恺撒说的东一句西一句,换了个人绝对云里雾里以为这货失心疯了,可诺诺听得懂,她那么了解恺撒,还会侧写。
恺撒是个绅士,他的高傲让他觉得他应该保护所有跟他关系密切的人,无论是女士还是朋友。他的正义也让他觉得他应该毁灭赫尔佐格。
说到底他和源稚生其实很像啊,都觉得自己是正义的朋友,也都有很多希望保护的人。可无论是他还是源稚生,在那命运下都是螳臂当车。
所以她侧写拼出来的恺撒曾无数次愤恨自己不够强,没有足够的实力却跟家族耍性子。
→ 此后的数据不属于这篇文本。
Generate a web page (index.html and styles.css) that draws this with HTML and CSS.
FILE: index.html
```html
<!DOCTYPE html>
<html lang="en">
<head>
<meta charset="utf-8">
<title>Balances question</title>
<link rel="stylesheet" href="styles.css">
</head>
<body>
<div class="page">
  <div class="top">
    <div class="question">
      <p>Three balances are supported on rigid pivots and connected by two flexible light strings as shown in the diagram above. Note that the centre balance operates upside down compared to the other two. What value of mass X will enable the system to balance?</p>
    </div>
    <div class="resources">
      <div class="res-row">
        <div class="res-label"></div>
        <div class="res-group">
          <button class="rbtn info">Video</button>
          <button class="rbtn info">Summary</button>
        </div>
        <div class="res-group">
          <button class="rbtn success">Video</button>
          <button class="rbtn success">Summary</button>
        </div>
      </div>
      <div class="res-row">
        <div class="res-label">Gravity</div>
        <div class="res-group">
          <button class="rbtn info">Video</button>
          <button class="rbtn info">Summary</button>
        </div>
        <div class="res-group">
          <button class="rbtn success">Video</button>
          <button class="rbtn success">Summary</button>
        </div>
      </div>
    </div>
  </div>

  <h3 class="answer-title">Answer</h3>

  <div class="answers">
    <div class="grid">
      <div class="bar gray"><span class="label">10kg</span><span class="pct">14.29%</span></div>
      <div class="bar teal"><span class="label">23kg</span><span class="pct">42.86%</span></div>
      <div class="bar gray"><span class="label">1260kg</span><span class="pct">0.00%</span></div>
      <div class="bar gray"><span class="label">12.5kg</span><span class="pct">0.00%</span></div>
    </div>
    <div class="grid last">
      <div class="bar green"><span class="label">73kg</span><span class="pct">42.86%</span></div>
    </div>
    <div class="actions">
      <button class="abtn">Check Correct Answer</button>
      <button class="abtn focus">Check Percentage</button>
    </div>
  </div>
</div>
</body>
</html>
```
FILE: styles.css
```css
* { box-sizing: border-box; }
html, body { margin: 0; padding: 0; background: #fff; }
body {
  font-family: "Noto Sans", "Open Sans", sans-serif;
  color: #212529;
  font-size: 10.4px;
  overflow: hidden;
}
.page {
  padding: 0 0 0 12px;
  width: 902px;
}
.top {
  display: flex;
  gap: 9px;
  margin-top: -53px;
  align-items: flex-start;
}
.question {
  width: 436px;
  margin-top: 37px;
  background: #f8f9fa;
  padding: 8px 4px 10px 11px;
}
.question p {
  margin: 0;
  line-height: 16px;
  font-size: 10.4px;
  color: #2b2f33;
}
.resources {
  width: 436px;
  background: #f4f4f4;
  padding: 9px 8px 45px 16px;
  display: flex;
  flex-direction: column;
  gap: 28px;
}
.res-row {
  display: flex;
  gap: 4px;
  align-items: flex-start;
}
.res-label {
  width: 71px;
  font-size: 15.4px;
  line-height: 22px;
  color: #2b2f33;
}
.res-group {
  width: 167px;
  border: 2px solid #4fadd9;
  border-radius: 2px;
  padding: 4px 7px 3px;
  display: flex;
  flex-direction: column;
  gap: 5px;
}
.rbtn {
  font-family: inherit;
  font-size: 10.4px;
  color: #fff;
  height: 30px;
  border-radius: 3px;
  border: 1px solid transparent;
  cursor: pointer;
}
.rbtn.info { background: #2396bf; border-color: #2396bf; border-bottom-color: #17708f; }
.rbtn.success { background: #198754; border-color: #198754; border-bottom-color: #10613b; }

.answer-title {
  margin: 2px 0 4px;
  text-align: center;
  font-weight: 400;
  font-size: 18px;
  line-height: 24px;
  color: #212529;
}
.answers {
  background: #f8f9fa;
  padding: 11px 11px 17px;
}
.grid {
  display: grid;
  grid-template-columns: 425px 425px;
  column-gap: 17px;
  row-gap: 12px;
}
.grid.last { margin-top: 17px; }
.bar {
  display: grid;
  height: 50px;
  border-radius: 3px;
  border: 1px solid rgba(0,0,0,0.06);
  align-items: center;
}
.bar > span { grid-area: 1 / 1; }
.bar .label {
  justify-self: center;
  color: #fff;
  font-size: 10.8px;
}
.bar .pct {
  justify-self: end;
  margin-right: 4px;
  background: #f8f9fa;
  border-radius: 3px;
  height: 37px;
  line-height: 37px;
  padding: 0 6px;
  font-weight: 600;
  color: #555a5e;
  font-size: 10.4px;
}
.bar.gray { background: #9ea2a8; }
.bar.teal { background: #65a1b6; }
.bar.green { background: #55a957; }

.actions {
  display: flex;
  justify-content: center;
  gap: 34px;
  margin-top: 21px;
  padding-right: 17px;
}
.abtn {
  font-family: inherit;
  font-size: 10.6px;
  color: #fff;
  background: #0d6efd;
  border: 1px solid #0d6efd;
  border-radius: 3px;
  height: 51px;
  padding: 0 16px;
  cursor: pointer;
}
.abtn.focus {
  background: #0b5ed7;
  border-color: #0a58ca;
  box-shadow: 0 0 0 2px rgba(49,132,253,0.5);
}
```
若是他早早地在家族中掌权,那么在霓虹这么多悲剧可能根本不会发生。
源稚生可以为正义支付弟弟和葡萄,那么恺撒自然也可以付出个性。
其实长大也就一瞬间的事,只看你愿不愿意和从前的自己告别。
冰块基本融化了,诺诺起身,准备跟恺撒回去。
“别跟着我,你居然因为一个男人和另外两个男人跑了,不想看到你,烦。”
恺撒淡淡地说,挥挥手就拉着芬格尔走了。只留下诺诺一个人呆呆地在原地,一时间居然有些不明白恺撒的意思。
“你……”诺诺还想说什么。
“我朋友遇到了些麻烦,你帮我照顾下他。”
恺撒边走边说,头也不回,正如记忆中那个中二到爆炸的恺撒,“我现在大多数时候是恺撒·加图索,”
他顿了顿,“但有些时候我仍是恺撒,卡塞尔学院前学生会会长,恺撒。”
他启动跑车,引擎发出野马般的嘶吟,如同光一般冲出,好像要追回时间。
诺诺目送着他离去,深吸一口气,转身抱起路明非离开。
原来他们从未改变,只是都为了成为理想中的自己而拼尽全力。